:: Input records ::
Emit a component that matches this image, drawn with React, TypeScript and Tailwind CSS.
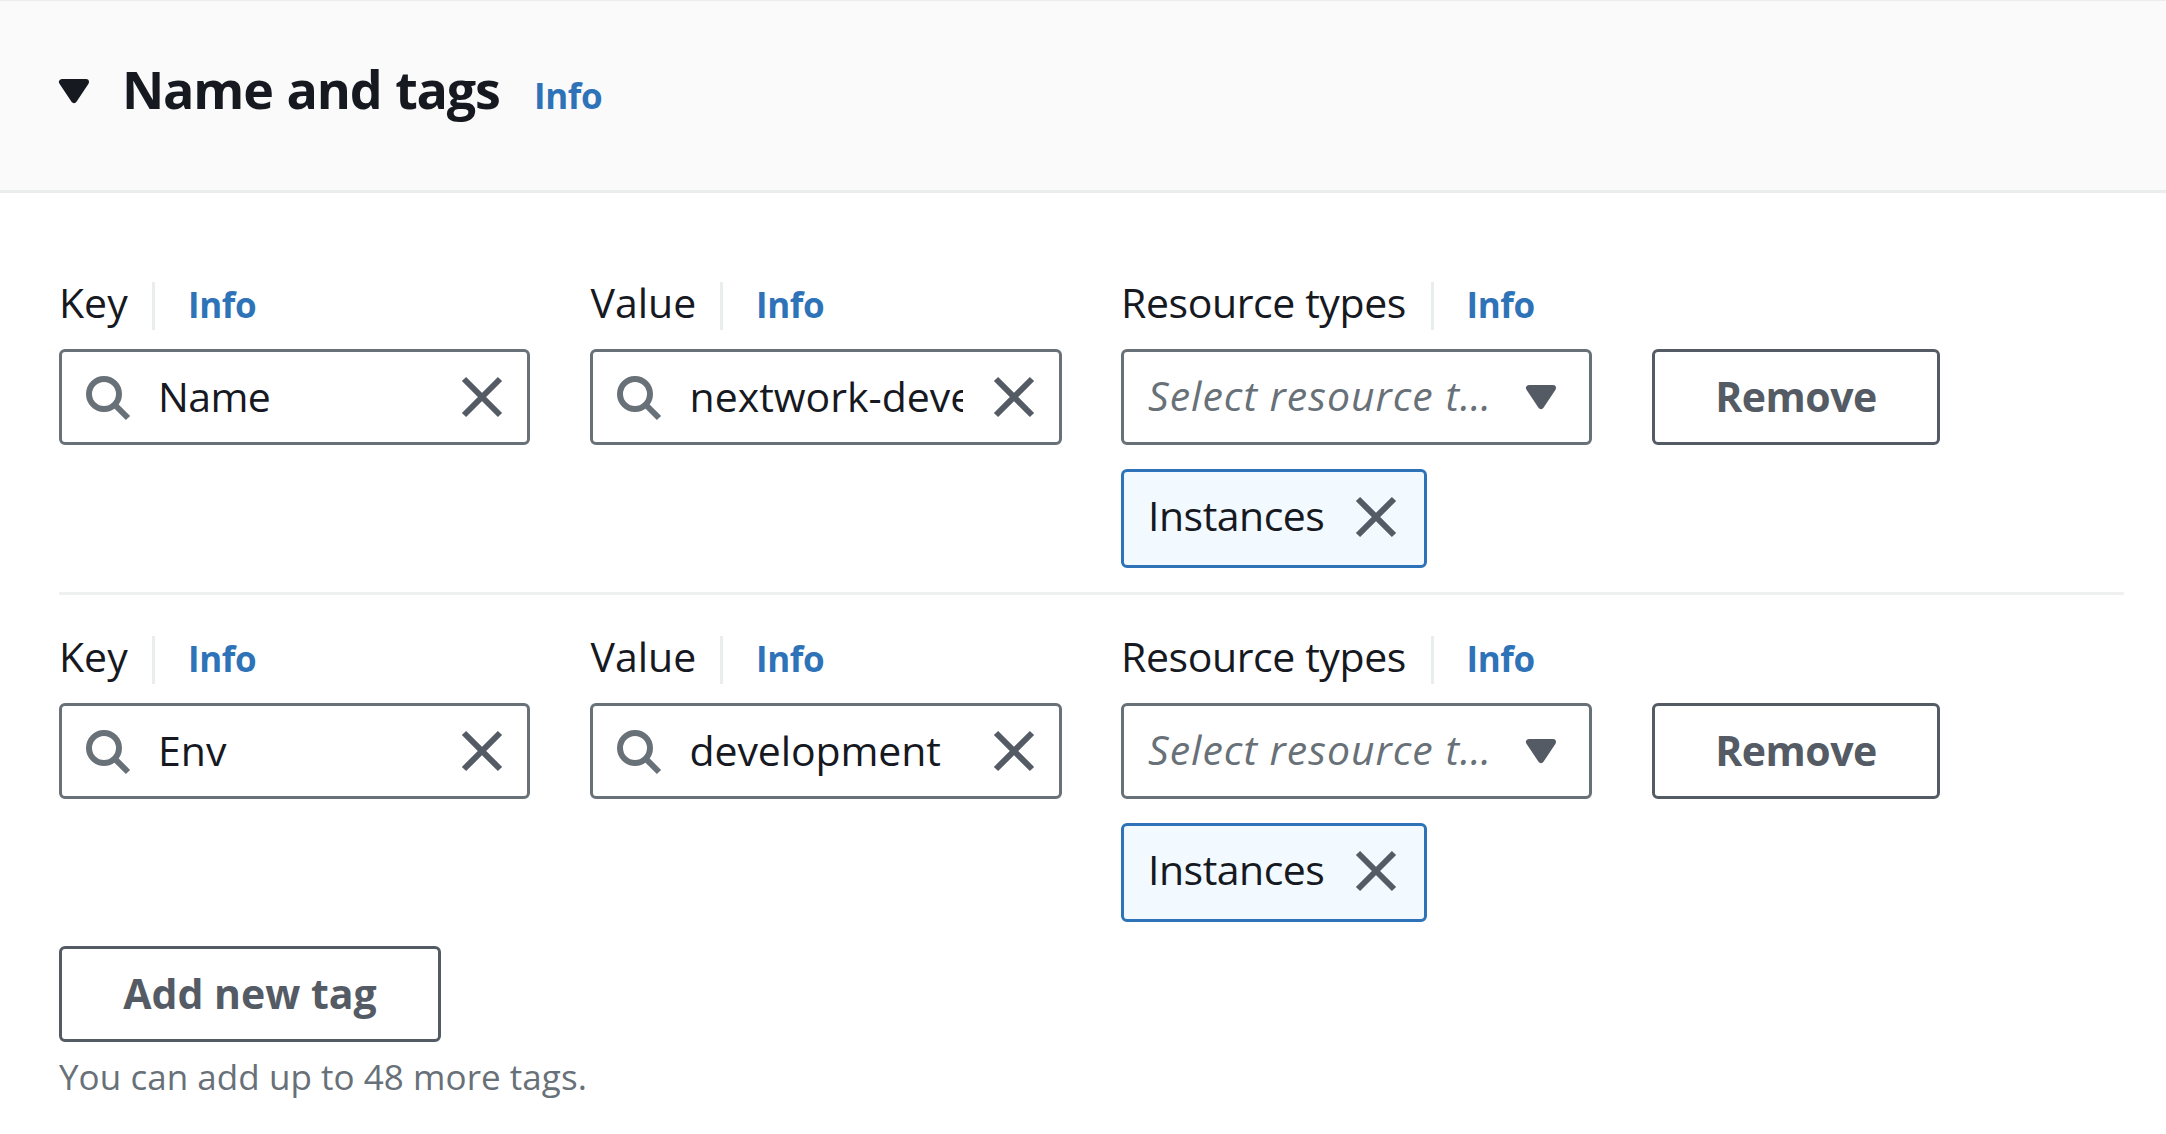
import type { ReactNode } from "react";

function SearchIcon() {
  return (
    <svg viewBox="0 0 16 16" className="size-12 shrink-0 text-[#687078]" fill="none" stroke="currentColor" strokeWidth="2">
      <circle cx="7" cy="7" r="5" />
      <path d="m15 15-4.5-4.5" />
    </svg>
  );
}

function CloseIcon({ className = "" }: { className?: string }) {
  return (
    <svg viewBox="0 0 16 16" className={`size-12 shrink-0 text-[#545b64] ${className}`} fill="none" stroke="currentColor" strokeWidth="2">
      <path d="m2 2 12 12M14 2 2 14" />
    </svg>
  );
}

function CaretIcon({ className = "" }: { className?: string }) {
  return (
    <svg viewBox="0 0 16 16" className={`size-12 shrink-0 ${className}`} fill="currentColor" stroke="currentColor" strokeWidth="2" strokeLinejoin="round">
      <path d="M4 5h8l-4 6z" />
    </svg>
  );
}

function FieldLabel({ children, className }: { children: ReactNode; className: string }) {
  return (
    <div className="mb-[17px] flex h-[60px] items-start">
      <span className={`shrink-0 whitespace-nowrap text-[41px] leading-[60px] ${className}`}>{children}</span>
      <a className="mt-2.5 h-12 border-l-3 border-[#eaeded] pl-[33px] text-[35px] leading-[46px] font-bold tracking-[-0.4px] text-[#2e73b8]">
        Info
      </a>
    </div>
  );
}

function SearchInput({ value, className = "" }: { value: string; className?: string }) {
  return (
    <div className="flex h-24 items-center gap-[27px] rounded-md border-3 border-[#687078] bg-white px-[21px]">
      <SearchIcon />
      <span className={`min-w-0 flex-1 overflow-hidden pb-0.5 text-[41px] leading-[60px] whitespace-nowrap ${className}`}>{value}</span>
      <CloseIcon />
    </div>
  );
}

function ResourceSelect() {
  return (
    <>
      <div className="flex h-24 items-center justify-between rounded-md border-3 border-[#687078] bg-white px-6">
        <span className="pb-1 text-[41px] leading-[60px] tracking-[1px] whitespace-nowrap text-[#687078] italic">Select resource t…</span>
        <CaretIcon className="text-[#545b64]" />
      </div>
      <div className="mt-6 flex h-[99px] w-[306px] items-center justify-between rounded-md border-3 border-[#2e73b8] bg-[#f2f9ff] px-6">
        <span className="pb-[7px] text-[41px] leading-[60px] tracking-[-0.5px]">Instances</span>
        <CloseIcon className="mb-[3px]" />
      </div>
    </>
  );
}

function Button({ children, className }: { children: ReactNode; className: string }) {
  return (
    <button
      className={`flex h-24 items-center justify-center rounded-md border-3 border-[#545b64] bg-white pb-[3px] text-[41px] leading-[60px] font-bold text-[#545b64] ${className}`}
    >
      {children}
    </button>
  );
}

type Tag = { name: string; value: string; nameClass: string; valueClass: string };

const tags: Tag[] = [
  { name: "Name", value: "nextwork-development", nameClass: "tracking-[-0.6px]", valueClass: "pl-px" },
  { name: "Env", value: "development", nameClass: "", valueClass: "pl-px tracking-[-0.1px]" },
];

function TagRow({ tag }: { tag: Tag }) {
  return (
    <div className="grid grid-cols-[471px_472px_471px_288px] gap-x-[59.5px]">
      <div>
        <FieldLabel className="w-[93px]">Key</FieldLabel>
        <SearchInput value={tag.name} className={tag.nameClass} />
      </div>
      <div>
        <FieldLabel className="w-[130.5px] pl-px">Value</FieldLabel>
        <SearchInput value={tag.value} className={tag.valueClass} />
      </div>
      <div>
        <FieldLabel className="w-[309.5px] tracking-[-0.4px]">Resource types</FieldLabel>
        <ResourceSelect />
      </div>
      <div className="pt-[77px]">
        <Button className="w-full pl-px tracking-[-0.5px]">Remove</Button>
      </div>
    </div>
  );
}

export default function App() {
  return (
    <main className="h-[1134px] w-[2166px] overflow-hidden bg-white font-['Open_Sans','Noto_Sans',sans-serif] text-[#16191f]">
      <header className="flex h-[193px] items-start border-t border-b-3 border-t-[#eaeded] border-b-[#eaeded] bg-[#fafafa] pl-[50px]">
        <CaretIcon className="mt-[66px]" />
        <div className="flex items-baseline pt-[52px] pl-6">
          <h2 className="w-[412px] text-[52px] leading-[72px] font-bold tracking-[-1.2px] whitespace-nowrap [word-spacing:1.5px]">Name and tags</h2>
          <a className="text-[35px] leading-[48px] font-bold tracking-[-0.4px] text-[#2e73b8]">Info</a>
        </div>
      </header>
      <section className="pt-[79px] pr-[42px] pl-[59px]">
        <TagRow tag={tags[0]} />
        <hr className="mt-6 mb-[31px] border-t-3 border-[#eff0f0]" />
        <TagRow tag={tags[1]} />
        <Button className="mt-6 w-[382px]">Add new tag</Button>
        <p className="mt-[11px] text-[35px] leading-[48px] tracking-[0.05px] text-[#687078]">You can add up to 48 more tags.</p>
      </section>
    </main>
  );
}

...

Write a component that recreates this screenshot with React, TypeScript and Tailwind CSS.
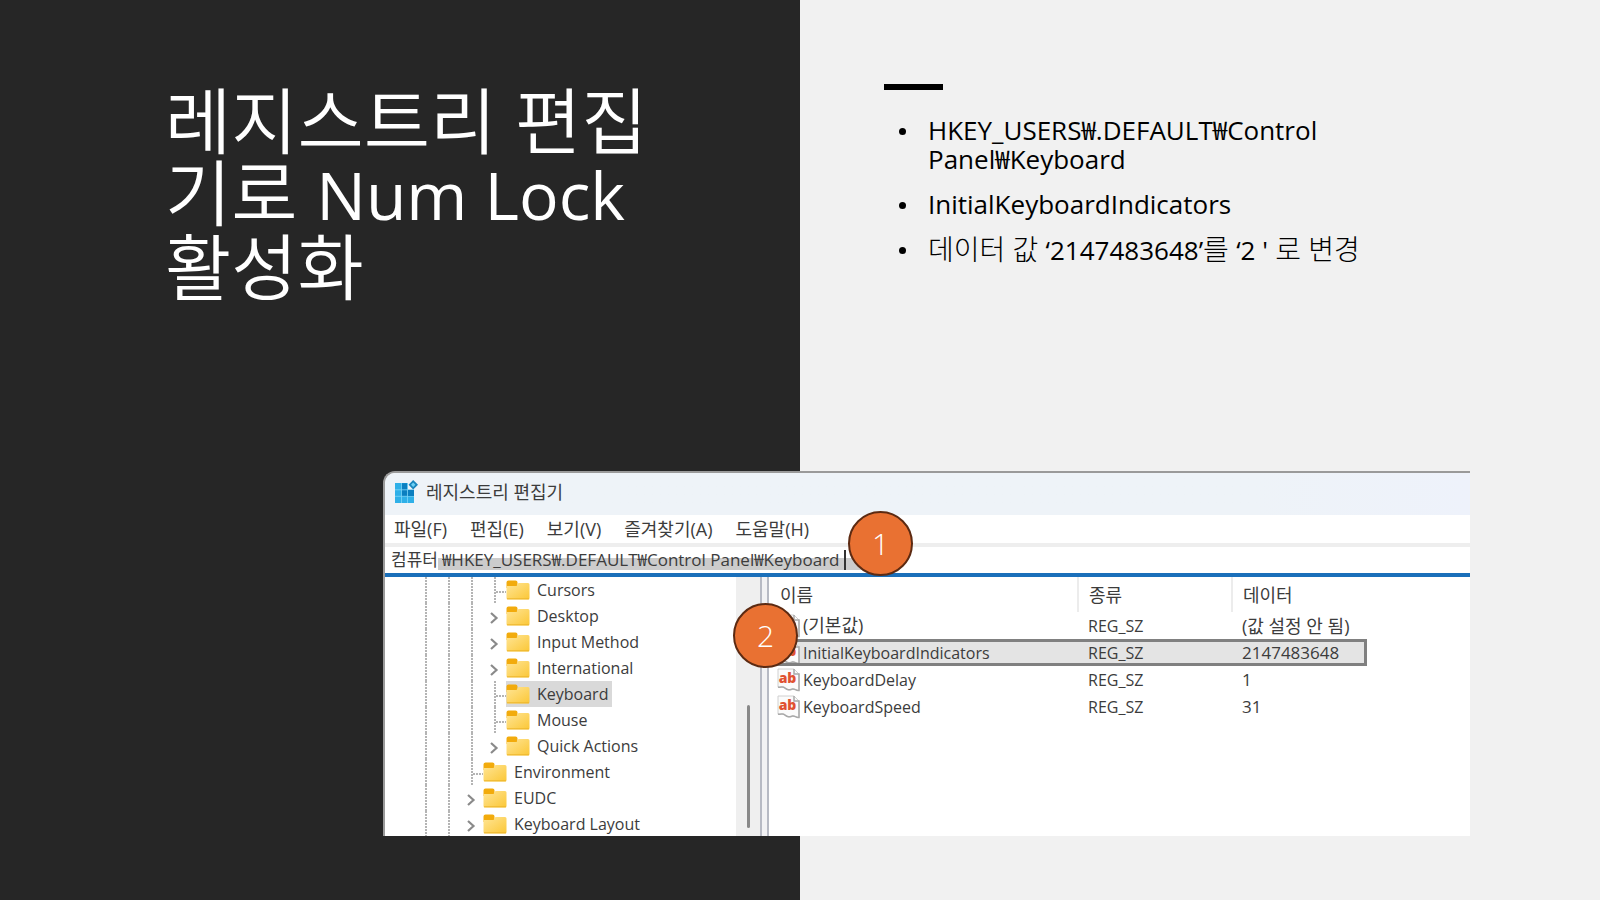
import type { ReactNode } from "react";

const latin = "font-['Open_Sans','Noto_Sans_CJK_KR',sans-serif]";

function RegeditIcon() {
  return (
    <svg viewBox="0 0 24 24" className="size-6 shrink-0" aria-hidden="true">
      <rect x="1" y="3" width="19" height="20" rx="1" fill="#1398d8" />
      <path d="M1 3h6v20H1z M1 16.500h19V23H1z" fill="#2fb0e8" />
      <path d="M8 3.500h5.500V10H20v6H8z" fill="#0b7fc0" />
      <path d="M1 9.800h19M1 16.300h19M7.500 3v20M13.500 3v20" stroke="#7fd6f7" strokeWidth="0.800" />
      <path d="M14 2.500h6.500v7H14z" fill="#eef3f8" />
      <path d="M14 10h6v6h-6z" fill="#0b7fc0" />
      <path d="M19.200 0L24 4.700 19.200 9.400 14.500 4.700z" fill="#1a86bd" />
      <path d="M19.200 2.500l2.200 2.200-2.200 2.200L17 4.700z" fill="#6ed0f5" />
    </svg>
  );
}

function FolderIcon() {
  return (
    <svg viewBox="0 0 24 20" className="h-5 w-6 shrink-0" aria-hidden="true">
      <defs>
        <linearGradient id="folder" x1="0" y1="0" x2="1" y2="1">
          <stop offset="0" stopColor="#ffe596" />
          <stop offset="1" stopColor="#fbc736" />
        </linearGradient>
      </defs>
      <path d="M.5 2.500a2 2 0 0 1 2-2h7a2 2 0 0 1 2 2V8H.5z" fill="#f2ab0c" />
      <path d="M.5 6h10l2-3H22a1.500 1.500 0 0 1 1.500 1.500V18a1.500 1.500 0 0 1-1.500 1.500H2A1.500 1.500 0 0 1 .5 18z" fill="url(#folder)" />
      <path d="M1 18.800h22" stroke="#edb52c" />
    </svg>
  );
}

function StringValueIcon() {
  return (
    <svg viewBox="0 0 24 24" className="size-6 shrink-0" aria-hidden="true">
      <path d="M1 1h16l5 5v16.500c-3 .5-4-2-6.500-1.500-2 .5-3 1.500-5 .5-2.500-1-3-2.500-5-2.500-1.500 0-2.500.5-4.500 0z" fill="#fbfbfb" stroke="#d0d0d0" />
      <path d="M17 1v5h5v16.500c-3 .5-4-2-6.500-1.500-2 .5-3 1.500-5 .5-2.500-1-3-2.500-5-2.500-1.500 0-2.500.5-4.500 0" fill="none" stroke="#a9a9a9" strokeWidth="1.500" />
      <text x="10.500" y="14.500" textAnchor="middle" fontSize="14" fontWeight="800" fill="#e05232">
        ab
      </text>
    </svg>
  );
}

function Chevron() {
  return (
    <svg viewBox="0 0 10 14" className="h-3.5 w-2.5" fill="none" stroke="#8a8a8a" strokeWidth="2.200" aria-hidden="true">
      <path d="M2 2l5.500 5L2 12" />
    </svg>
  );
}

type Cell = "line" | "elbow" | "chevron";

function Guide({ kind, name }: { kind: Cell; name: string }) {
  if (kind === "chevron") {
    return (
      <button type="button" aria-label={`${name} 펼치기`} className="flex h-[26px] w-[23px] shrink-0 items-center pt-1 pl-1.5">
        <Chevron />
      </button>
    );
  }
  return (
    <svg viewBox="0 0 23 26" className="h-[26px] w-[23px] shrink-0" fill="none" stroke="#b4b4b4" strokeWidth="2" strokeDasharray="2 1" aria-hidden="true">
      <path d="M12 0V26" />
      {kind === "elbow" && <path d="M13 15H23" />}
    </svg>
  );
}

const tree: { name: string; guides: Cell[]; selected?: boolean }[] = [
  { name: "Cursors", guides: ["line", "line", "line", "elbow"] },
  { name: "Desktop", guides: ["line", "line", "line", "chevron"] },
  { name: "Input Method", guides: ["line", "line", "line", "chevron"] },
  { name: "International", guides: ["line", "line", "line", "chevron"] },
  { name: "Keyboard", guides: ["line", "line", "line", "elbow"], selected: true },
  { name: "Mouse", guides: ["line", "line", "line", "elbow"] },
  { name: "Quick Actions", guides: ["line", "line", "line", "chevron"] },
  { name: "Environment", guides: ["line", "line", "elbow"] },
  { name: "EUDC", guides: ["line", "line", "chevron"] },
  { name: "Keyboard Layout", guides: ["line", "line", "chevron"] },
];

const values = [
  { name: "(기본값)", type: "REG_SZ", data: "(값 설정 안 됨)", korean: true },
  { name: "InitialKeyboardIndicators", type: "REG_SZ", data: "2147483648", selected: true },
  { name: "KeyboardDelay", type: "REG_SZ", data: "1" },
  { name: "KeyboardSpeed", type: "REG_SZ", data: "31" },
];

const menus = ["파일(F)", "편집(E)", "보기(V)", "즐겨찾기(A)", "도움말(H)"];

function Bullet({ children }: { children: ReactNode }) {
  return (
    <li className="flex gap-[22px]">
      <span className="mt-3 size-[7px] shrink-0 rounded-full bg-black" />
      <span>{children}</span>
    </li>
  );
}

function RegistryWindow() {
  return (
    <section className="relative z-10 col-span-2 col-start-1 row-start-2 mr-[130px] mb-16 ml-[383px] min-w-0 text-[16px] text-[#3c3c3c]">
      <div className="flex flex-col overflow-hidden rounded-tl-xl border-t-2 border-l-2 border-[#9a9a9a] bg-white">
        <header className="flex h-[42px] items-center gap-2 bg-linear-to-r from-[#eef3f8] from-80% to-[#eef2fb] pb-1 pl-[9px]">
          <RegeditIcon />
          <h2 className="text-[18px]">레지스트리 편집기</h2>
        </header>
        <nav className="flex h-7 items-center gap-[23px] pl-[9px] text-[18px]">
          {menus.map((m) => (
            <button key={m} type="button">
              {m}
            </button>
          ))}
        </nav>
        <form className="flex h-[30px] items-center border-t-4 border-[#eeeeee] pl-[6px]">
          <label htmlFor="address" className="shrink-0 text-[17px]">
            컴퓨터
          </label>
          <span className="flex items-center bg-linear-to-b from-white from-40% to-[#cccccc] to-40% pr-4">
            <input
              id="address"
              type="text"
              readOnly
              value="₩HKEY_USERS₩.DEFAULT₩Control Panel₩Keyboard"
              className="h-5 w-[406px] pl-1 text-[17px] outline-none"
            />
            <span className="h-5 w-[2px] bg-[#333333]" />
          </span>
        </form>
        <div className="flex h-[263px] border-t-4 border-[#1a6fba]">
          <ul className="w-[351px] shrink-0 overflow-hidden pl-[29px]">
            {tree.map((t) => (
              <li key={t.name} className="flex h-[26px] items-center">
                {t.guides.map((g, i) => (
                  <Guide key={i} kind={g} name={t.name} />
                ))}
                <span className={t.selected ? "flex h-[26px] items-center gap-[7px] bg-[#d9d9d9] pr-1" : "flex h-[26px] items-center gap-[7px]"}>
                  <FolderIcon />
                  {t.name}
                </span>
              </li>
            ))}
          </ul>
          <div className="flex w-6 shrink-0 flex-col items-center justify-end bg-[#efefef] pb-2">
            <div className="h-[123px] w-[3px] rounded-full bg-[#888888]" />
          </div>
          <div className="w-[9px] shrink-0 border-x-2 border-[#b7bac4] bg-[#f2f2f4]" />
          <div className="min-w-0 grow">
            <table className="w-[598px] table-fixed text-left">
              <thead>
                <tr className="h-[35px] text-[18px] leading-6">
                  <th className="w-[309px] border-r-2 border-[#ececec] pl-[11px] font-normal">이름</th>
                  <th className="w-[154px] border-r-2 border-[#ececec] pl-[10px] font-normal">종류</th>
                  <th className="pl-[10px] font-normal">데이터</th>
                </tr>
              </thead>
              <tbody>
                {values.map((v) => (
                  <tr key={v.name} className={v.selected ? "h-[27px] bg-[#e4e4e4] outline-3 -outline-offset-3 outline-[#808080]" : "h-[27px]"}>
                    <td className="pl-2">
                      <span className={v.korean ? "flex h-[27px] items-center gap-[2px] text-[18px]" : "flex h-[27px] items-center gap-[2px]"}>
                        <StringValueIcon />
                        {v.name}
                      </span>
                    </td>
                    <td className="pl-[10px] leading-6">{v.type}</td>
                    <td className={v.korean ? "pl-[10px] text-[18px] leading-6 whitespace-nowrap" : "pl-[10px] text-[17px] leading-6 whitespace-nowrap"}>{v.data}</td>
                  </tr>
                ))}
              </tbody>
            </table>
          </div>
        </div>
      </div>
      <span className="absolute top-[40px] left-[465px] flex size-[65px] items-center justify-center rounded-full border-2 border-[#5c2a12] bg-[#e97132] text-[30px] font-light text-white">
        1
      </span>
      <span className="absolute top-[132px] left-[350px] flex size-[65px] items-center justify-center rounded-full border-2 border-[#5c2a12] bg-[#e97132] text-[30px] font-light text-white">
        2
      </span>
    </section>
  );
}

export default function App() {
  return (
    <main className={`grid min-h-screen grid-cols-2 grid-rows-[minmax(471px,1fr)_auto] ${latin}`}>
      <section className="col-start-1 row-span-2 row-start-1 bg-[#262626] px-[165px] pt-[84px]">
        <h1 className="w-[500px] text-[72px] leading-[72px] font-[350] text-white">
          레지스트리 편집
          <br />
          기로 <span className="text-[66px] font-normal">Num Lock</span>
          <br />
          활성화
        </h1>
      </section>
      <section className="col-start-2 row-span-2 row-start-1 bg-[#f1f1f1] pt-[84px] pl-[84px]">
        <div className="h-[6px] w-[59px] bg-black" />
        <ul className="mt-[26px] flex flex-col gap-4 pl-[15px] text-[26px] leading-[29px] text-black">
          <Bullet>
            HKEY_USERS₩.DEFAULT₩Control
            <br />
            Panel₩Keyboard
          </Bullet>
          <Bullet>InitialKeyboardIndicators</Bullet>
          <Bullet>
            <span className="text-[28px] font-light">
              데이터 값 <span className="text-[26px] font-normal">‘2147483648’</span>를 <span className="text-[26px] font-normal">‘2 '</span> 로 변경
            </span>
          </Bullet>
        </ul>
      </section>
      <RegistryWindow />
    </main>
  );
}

:: Required task ::
From the entries above, copy every line where the word "TypeScript" shows up.

:: The output ::
Emit a component that matches this image, drawn with React, TypeScript and Tailwind CSS.
Write a component that recreates this screenshot with React, TypeScript and Tailwind CSS.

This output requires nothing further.